The same year the Whites were wed, Jerry joined the military Tennessee National Guard. White served 6 years and was honorably discharged with the rank of Sergeant in 1977. In the late ‘70s, Mr. White worked as a Chemical Operator for the West Coal Company, processing coal for area nuclear plants. Less than a decade later White was granted Q-Clearance and begin serving at the Y-12 Plant in Oak Ridge as a Security Police Officer until he retired 25 years later. He began a new career working as an Engineering Tech for United States Enrichment Corporation at K-25. In 2012 White began working as a Security Officer working Criminal and Circuit Courts for Roane County.

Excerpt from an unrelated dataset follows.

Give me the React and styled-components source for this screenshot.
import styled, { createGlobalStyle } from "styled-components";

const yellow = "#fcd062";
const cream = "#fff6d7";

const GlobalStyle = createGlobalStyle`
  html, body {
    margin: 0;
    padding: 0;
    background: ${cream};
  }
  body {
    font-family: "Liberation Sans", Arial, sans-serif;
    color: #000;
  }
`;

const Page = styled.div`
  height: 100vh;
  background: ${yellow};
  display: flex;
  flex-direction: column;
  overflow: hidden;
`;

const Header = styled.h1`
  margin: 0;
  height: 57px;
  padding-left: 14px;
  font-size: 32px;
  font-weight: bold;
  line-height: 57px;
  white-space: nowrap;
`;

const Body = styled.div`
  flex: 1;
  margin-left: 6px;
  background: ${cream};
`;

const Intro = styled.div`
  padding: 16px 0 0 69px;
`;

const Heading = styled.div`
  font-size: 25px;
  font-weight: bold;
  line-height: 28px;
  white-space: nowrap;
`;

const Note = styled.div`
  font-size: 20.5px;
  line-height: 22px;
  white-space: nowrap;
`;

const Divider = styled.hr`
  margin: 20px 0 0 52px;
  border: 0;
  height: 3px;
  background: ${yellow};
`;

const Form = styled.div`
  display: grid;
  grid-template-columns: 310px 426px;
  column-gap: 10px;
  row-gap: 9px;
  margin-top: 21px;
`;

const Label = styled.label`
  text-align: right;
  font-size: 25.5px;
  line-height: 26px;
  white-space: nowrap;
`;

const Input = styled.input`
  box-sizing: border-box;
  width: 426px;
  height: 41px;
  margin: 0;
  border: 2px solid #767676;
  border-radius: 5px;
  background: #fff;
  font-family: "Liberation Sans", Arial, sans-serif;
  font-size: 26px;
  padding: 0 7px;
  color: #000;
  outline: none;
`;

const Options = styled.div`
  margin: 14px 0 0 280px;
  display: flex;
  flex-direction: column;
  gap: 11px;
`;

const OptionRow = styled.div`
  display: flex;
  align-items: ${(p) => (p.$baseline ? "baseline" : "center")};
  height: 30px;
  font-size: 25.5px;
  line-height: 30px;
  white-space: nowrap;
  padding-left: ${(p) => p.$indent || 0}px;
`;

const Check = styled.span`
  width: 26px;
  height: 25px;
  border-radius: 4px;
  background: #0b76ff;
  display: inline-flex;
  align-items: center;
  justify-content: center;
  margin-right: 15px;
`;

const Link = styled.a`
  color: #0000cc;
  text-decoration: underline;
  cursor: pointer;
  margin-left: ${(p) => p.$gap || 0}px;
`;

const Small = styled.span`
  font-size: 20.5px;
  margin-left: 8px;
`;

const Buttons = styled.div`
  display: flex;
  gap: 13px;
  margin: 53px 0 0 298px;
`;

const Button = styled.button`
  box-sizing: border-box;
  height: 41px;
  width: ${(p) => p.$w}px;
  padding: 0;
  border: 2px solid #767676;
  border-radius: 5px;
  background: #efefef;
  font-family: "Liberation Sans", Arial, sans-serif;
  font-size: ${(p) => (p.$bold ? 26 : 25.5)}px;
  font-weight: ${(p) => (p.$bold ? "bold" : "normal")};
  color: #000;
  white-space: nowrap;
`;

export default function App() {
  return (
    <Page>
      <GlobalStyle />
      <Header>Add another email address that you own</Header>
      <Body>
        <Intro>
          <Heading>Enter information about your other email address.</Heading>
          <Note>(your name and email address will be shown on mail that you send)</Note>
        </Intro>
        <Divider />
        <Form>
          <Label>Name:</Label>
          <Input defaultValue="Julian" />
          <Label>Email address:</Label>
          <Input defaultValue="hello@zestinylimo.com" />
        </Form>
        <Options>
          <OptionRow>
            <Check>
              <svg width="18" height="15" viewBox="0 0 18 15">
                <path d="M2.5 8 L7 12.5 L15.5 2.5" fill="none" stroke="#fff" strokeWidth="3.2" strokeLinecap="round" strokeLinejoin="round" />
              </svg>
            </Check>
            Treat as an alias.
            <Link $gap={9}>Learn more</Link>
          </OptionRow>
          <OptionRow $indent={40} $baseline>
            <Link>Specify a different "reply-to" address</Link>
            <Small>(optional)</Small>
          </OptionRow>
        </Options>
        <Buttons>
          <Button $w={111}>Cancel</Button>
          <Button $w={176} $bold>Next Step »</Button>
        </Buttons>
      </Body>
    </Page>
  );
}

White is currently the President of the Oliver Springs Historical Society and serves on the Board of Directors and is involved in restoring the 100-year-old Abston Garage into a museum archive office and event center. He serves as Choir Director at Mount Vernal Independent Baptist Church and in Early 2018 White was selected to participate in the Roane Leadership Class of 2019. White is eager to put his education, professional experiences, and involvement with Roane County Government to work for the good people of Roane County.

Charlotte Bowers – District 4 – Oct 2018

Charlotte Bowers, having lived in the Roane County part of Oak Ridge for over 40 years, is proud to represent her neighbors as one of the District 4 Commissioners. Bowers says that after “walking around neighborhoods, meeting new people, seeing familiar faces I hadn’t seen in years, and listening to everyone’s concerns, I knew I had made the right decision.” to run for county commissioner. Bowers went to high school in Oak Ridge, taught and played piano at several local churches. She has been Executive Director for 5 of her 8 years with Habitat for Humanity of Anderson County and describes her directorship as rewarding. “I’ve had the opportunity to get to know many of the community and business leaders in Anderson County as so many of them are Habitat supporters.” She works hard to make a difference in her community as an active member of the Oak Ridge Breakfast Rotary Club, the Altrusa Club of Oak Ridge and the Oak Ridge Ministerial Association.

Bowers is building a legacy of using her time and freedom to serve the community for her four grown children. She says that “after Mr. Kelley’s passing, several friends encouraged me to run for that commission seat.” Since her successful campaign, Bowers believes we have a great group of people on the commission and that everyone wants to work together to help make Roane County the best it can be!